>> Start

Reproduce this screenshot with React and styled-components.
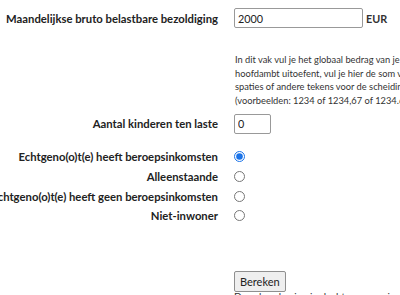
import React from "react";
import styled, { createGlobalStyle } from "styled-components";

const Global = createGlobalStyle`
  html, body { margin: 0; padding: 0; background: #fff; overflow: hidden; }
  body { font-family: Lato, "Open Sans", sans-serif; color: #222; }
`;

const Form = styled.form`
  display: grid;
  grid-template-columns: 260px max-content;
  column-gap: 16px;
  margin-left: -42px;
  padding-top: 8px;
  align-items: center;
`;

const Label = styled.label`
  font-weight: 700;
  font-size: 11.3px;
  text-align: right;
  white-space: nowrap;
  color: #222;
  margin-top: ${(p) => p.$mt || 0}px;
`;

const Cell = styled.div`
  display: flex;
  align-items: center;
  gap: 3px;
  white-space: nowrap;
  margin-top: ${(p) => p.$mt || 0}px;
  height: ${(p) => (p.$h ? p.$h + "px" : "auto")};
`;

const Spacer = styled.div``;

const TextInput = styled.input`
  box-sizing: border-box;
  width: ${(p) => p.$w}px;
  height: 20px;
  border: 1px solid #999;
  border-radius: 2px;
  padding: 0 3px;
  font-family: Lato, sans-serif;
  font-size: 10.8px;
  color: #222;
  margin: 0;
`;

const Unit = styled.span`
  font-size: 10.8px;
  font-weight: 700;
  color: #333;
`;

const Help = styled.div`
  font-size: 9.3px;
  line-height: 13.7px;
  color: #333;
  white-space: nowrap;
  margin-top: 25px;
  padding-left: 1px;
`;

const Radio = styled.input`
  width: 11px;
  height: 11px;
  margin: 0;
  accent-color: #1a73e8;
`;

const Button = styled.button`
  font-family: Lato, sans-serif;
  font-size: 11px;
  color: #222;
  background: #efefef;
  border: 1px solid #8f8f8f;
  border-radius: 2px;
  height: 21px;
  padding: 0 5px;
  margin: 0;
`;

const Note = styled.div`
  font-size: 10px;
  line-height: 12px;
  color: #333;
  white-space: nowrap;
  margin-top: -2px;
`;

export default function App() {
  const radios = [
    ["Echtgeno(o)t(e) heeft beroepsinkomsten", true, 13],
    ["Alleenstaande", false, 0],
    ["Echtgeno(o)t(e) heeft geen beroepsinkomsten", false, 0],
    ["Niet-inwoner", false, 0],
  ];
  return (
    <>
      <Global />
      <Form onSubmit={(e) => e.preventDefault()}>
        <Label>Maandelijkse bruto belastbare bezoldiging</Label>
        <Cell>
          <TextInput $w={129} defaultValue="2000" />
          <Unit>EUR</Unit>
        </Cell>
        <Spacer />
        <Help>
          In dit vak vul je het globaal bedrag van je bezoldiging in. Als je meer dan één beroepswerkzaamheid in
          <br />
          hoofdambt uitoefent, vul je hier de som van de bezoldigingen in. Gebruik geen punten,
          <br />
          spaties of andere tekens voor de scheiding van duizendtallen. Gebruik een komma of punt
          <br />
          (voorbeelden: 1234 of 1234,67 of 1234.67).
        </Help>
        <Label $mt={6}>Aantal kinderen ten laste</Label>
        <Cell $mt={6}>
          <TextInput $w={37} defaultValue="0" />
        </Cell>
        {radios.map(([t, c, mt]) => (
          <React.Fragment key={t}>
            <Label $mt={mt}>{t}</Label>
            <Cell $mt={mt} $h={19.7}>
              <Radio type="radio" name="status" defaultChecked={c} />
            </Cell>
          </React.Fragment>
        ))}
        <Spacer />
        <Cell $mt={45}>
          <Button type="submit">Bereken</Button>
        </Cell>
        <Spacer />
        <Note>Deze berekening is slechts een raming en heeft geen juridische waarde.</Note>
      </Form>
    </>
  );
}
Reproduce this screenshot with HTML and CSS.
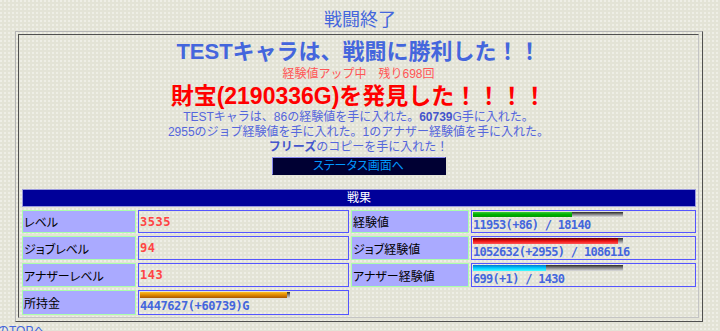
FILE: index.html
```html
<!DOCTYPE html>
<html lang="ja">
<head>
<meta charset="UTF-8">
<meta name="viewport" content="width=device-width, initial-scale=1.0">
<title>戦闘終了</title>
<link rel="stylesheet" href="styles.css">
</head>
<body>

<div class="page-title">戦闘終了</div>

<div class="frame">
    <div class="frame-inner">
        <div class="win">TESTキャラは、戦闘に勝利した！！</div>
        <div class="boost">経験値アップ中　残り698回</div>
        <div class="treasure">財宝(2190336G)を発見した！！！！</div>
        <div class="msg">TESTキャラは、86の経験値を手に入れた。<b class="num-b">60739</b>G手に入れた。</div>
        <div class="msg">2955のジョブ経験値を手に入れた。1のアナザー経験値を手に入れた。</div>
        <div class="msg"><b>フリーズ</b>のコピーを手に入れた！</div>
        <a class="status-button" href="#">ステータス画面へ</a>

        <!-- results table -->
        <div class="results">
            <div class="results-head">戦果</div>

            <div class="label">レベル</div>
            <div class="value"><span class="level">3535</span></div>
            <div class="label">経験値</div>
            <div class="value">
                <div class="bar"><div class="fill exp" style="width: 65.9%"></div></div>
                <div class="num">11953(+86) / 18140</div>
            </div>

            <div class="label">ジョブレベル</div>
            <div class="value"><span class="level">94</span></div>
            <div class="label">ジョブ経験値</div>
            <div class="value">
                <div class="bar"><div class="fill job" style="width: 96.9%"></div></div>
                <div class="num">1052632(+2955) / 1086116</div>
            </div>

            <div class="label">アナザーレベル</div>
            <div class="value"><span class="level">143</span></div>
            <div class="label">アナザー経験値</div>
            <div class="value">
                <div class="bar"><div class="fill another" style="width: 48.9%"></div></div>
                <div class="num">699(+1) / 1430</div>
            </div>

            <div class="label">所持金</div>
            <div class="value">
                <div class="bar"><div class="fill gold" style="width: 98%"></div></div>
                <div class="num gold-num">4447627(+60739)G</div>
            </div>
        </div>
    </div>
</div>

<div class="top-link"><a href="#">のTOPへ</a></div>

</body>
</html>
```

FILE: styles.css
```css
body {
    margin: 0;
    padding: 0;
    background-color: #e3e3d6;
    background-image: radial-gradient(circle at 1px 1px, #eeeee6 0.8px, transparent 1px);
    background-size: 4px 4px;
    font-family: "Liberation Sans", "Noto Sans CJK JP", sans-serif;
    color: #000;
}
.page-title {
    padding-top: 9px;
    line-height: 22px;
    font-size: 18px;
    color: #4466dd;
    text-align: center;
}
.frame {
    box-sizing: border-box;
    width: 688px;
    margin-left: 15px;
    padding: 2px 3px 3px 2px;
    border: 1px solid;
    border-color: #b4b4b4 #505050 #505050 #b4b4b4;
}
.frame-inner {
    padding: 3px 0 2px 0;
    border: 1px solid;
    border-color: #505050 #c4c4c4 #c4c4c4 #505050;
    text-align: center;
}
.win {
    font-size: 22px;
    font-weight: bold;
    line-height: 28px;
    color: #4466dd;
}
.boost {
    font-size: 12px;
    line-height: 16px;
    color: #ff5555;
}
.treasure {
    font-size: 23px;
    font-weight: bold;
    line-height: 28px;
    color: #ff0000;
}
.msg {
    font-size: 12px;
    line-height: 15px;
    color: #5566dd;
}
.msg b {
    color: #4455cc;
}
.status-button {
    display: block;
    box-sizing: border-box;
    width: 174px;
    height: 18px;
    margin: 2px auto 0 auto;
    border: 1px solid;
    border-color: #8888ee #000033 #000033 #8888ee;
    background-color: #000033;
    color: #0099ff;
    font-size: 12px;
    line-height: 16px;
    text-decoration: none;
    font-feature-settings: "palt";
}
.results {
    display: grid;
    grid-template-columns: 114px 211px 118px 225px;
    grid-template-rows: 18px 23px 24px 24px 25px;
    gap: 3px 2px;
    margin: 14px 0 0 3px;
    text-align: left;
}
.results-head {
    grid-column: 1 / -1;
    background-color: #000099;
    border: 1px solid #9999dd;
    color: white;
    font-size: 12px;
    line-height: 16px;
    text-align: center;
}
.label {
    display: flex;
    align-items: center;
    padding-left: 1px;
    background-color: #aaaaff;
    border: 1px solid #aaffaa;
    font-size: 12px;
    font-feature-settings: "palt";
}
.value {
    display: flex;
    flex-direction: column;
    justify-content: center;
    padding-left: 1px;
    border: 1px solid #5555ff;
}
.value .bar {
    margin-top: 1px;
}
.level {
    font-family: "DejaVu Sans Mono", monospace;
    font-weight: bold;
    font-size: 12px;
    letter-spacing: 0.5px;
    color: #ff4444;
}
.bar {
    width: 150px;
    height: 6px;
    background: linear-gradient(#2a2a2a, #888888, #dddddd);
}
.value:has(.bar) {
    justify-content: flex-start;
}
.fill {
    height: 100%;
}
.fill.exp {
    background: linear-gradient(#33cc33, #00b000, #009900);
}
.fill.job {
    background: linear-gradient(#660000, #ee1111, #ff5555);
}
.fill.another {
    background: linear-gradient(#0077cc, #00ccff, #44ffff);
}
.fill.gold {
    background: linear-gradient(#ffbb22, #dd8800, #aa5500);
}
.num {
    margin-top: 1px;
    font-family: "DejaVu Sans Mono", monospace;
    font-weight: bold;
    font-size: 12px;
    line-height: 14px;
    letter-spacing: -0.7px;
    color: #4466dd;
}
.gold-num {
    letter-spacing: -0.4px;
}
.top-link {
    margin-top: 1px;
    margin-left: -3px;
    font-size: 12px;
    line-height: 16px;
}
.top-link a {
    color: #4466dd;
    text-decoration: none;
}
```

>> End

What you should do
Find the lines with the string "this" and reproduce them.

Exercise answer
Reproduce this screenshot with React and styled-components.
Reproduce this screenshot with HTML and CSS.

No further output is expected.